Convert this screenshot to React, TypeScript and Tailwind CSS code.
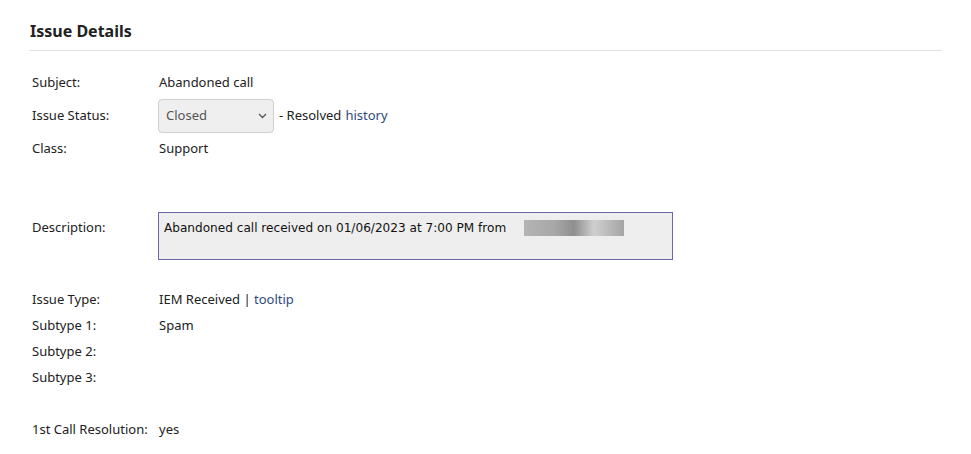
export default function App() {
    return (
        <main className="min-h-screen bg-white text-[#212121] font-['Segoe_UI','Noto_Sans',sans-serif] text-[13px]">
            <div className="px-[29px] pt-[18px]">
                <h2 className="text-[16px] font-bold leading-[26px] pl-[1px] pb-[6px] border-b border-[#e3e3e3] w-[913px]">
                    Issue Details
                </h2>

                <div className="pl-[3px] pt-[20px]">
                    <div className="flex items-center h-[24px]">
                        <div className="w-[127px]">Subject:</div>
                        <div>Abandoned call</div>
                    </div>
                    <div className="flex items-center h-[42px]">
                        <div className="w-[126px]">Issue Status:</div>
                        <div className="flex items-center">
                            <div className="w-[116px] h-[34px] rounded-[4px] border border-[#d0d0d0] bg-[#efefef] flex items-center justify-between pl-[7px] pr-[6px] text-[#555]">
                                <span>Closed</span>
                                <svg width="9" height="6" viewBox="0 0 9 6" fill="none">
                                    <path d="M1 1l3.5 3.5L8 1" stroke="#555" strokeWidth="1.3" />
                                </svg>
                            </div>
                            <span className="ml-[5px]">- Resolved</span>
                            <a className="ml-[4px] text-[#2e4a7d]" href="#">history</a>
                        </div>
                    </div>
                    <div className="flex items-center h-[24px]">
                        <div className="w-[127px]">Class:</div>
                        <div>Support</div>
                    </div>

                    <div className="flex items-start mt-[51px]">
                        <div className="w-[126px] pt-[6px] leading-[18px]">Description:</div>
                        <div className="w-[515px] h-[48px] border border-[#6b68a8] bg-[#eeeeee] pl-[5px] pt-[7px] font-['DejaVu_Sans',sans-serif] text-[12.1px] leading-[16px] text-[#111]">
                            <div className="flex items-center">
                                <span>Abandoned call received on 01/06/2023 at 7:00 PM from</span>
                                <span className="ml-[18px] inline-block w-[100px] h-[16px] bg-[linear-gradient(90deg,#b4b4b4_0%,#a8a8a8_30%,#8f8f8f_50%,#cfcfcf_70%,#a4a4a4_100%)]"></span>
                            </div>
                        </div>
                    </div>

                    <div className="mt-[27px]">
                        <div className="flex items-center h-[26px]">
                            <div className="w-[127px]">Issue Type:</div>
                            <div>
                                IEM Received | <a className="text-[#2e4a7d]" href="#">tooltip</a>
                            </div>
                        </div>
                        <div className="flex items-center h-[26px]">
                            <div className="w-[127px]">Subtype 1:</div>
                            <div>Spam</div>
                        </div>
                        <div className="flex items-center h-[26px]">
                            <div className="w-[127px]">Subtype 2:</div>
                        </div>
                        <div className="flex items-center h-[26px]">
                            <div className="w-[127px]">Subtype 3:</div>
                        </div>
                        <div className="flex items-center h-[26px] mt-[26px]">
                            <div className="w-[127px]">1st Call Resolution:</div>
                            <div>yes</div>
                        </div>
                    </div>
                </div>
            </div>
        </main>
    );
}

* * * * * * *

Pictures are excluded; output everything else in the data verbatim.

Convert this screenshot to React, TypeScript and Tailwind CSS code.
export default function App() {
    return (
        <main className="min-h-screen bg-white text-[#212121] font-['Segoe_UI','Noto_Sans',sans-serif] text-[13px]">
            <div className="px-[29px] pt-[18px]">
                <h2 className="text-[16px] font-bold leading-[26px] pl-[1px] pb-[6px] border-b border-[#e3e3e3] w-[913px]">
                    Issue Details
                </h2>

                <div className="pl-[3px] pt-[20px]">
                    <div className="flex items-center h-[24px]">
                        <div className="w-[127px]">Subject:</div>
                        <div>Abandoned call</div>
                    </div>
                    <div className="flex items-center h-[42px]">
                        <div className="w-[126px]">Issue Status:</div>
                        <div className="flex items-center">
                            <div className="w-[116px] h-[34px] rounded-[4px] border border-[#d0d0d0] bg-[#efefef] flex items-center justify-between pl-[7px] pr-[6px] text-[#555]">
                                <span>Closed</span>
                                <svg width="9" height="6" viewBox="0 0 9 6" fill="none">
                                    <path d="M1 1l3.5 3.5L8 1" stroke="#555" strokeWidth="1.3" />
                                </svg>
                            </div>
                            <span className="ml-[5px]">- Resolved</span>
                            <a className="ml-[4px] text-[#2e4a7d]" href="#">history</a>
                        </div>
                    </div>
                    <div className="flex items-center h-[24px]">
                        <div className="w-[127px]">Class:</div>
                        <div>Support</div>
                    </div>

                    <div className="flex items-start mt-[51px]">
                        <div className="w-[126px] pt-[6px] leading-[18px]">Description:</div>
                        <div className="w-[515px] h-[48px] border border-[#6b68a8] bg-[#eeeeee] pl-[5px] pt-[7px] font-['DejaVu_Sans',sans-serif] text-[12.1px] leading-[16px] text-[#111]">
                            <div className="flex items-center">
                                <span>Abandoned call received on 01/06/2023 at 7:00 PM from</span>
                                <span className="ml-[18px] inline-block w-[100px] h-[16px] bg-[linear-gradient(90deg,#b4b4b4_0%,#a8a8a8_30%,#8f8f8f_50%,#cfcfcf_70%,#a4a4a4_100%)]"></span>
                            </div>
                        </div>
                    </div>

                    <div className="mt-[27px]">
                        <div className="flex items-center h-[26px]">
                            <div className="w-[127px]">Issue Type:</div>
                            <div>
                                IEM Received | <a className="text-[#2e4a7d]" href="#">tooltip</a>
                            </div>
                        </div>
                        <div className="flex items-center h-[26px]">
                            <div className="w-[127px]">Subtype 1:</div>
                            <div>Spam</div>
                        </div>
                        <div className="flex items-center h-[26px]">
                            <div className="w-[127px]">Subtype 2:</div>
                        </div>
                        <div className="flex items-center h-[26px]">
                            <div className="w-[127px]">Subtype 3:</div>
                        </div>
                        <div className="flex items-center h-[26px] mt-[26px]">
                            <div className="w-[127px]">1st Call Resolution:</div>
                            <div>yes</div>
                        </div>
                    </div>
                </div>
            </div>
        </main>
    );
}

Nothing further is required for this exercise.